12. A semiconductor article comprising:

a die;

a heat spreader disposed above the die; and

a thermal interface material (TIM) diffused between the die and heat spreader, wherein the TIM includes an intermetallic material.

13. The semiconductor article of claim 12, wherein the intermetallic material is present in at least a plurality quantity of the TIM.

14. The semiconductor article of claim 12, wherein the intermetallic material is present in at least a plurality quantity of the TIM, and wherein the TIM includes one of Cu6Sn5 and Cu3Sn as the at least plurality material.

15. The semiconductor article of claim 12, wherein the intermetallic material is present in at least a plurality quantity of the TIM, wherein the TIM includes Cu6Sn5 and Cu3Sn as the at least plurality material, and wherein Cu6Sn5 is present in a greater amount than Cu3Sn.

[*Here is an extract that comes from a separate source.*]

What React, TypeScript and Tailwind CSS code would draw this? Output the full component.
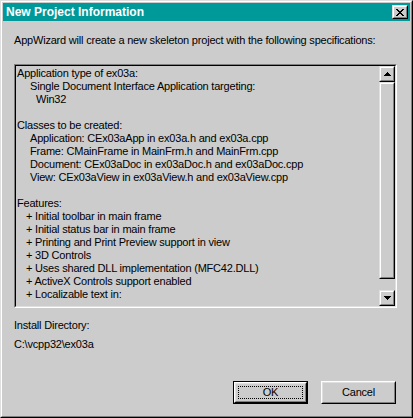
import type { ReactNode } from 'react';

const font = "font-['Liberation_Sans',Arial,sans-serif]";

const specLines: [number, string][] = [
  [0, 'Application type of ex03a:'],
  [13, 'Single Document Interface Application targeting:'],
  [19, 'Win32'],
  [0, ''],
  [0, 'Classes to be created:'],
  [13, 'Application: CEx03aApp in ex03a.h and ex03a.cpp'],
  [13, 'Frame: CMainFrame in MainFrm.h and MainFrm.cpp'],
  [13, 'Document: CEx03aDoc in ex03aDoc.h and ex03aDoc.cpp'],
  [13, 'View: CEx03aView in ex03aView.h and ex03aView.cpp'],
  [0, ''],
  [0, 'Features:'],
  [9, '+ Initial toolbar in main frame'],
  [9, '+ Initial status bar in main frame'],
  [9, '+ Printing and Print Preview support in view'],
  [9, '+ 3D Controls'],
  [9, '+ Uses shared DLL implementation (MFC42.DLL)'],
  [9, '+ ActiveX Controls support enabled'],
  [9, '+ Localizable text in:'],
];

// raised bevel used by scrollbar parts and the caption button
function Raised({ className, children }: { className?: string; children?: ReactNode }) {
  return (
    <div className={`border border-t-[#dfdfdf] border-l-[#dfdfdf] border-r-black border-b-black ${className ?? ''}`}>
      <div className="w-full h-full border border-t-white border-l-white border-r-[#808080] border-b-[#808080] bg-[#cccccc] flex items-center justify-center">
        {children}
      </div>
    </div>
  );
}

function Arrow({ down }: { down?: boolean }) {
  return (
    <svg width="7" height="4" viewBox="0 0 7 4" shapeRendering="crispEdges" className={down ? 'rotate-180' : ''}>
      <rect x="3" y="0" width="1" height="1" fill="#000" />
      <rect x="2" y="1" width="3" height="1" fill="#000" />
      <rect x="1" y="2" width="5" height="1" fill="#000" />
      <rect x="0" y="3" width="7" height="1" fill="#000" />
    </svg>
  );
}

function CloseGlyph() {
  const px: [number, number, number][] = [
    [0, 0, 2], [6, 0, 2],
    [1, 1, 2], [5, 1, 2],
    [2, 2, 4],
    [3, 3, 2],
    [2, 4, 4],
    [1, 5, 2], [5, 5, 2],
    [0, 6, 2], [6, 6, 2],
  ];
  return (
    <svg width="8" height="7" viewBox="0 0 8 7" shapeRendering="crispEdges">
      {px.map(([x, y, w], i) => (
        <rect key={i} x={x} y={y} width={w} height="1" fill="#000" />
      ))}
    </svg>
  );
}

function PushButton({ label, isDefault }: { label: string; isDefault?: boolean }) {
  const bevel = (
    <div className="w-full h-full border border-t-white border-l-white border-r-black border-b-black">
      <div className="w-full h-full border border-t-[#dfdfdf] border-l-[#dfdfdf] border-r-[#808080] border-b-[#808080] flex items-center justify-center p-[2px]">
        {isDefault ? (
          <div className="w-full h-full border border-dotted border-black flex items-center justify-center">{label}</div>
        ) : (
          label
        )}
      </div>
    </div>
  );
  return (
    <div className={`w-[75px] h-[23px] ${isDefault ? 'border border-black' : ''}`}>{bevel}</div>
  );
}

export default function App() {
  return (
    <div className={`w-[413px] h-[418px] bg-[#cccccc] text-black text-[11px] leading-[13px] tracking-[-0.2px] ${font}`}>
      <div className="w-full h-full border border-t-[#dfdfdf] border-l-[#dfdfdf] border-r-black border-b-black">
        <div className="w-full h-full border border-t-white border-l-white border-r-[#808080] border-b-[#808080] p-px flex flex-col">
          {/* caption */}
          <div className="h-[18px] bg-[#009999] flex items-center justify-between pl-[3px] pr-[2px]">
            <span className="text-white font-bold text-[12px] tracking-normal">New Project Information</span>
            <Raised className="w-[16px] h-[14px]">
              <CloseGlyph />
            </Raised>
          </div>

          <div className="flex flex-col pl-[11px] pr-[13px] pt-[13px]">
            <div>AppWizard will create a new skeleton project with the following specifications:</div>

            {/* read-only spec box */}
            <div className="mt-[17px] h-[244px] border border-t-[#808080] border-l-[#808080] border-r-white border-b-white">
              <div className="w-full h-full border border-t-black border-l-black border-r-[#dfdfdf] border-b-[#dfdfdf] flex">
                <div className="flex-1 pt-px pl-px overflow-hidden whitespace-nowrap">
                  {specLines.map(([indent, text], i) => (
                    <div key={i} className="h-[13px]" style={{ paddingLeft: indent }}>
                      {text}
                    </div>
                  ))}
                </div>
                <div className="w-[16px] flex flex-col">
                  <Raised className="h-[16px]">
                    <Arrow />
                  </Raised>
                  <Raised className="h-[197px]" />
                  <div className="flex-1" />
                  <Raised className="h-[16px]">
                    <Arrow down />
                  </Raised>
                </div>
              </div>
            </div>

            <div className="mt-[11px]">Install Directory:</div>
            <div className="mt-[6px]">C:\vcpp32\ex03a</div>

            <div className="mt-[30px] flex justify-end gap-[13px] pr-px">
              <PushButton label="OK" isDefault />
              <PushButton label="Cancel" />
            </div>
          </div>
        </div>
      </div>
    </div>
  );
}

16. The semiconductor article of claim 12, wherein the intermetallic material is present in at least a plurality quantity of the TIM, wherein the TIM includes Cu6Sn5 and Cu3Sn as the at least plurality material, and wherein Cu3Sn is present in a greater amount than Cu6Sn5.

17. The semiconductor article of claim 12, wherein the intermetallic structure is selected from a tin-copper intermetallic, a gold-indium intermetallic, a gold-indium-tin intermetallic, a tin-silver intermetallic, a gold-tin intermetallic, a silver-indium intermetallic, and combinations thereof.

18. The semiconductor article of claim 12, wherein the TIM exhibits solid-diffusion intermetallic crystallography.

19. The semiconductor article of claim 12, further including a cladding layer and a die, wherein the cladding layer is disposed on the heat spreader and wherein the cladding layer has an area and dimension equal to or less than the die.

20. A tool comprising:

a die-support pedestal disposed inside a chamber;

a heat-spreader support platen spaced apart and proximate the die-support pedestal, wherein the heat-spreader support platen includes a heating element disposed therein;

a gas-purge conduit that communicates outside the chamber; and

a pressure-reduction conduit that communicates outside the chamber.

21. The tool of claim 20, further including:

a press coupled to one of the heat-spreader support platen and the die-support pedestal, wherein the press has a range of motion to mate the heat-spreader support platen and the die-support pedestal.

22. The tool of claim 20, wherein the die-support pedestal is a first die-support pedestal, further including a plurality of die-support pedestals.

23. The tool of claim 20, wherein the die-support pedestal is disposed in a die pocket.

24. The tool of claim 20, wherein the die-support pedestal is a first die-support pedestal, further including a plurality of die-support pedestals, and wherein each die-support pedestal is disposed in a respective die pocket.

25. The tool of claim 20, further including a cladding layer and a die, wherein the cladding layer is disposed on the heat spreader and wherein the cladding layer has an area and dimension equal to or less than the die.

26. The tool of claim 20, wherein the die-support pedestal is a first die-support pedestal, further including a plurality of die-support pedestals.

27. A system comprising:

a die;

a heat spreader disposed above the die;

a thermal interface material (TIM) diffused between the die and heat spreader, wherein the TIM includes an intermetallic material; and

dynamic random-access memory coupled to the die.

28. The system of claim 27, wherein the intermetallic material is present in at least a plurality quantity of the TIM.

29. The system of claim 27, wherein the intermetallic material is present in at least a plurality quantity of the TIM, and wherein the TIM includes one of Cu6Sn5 and Cu3Sn as the at least plurality material.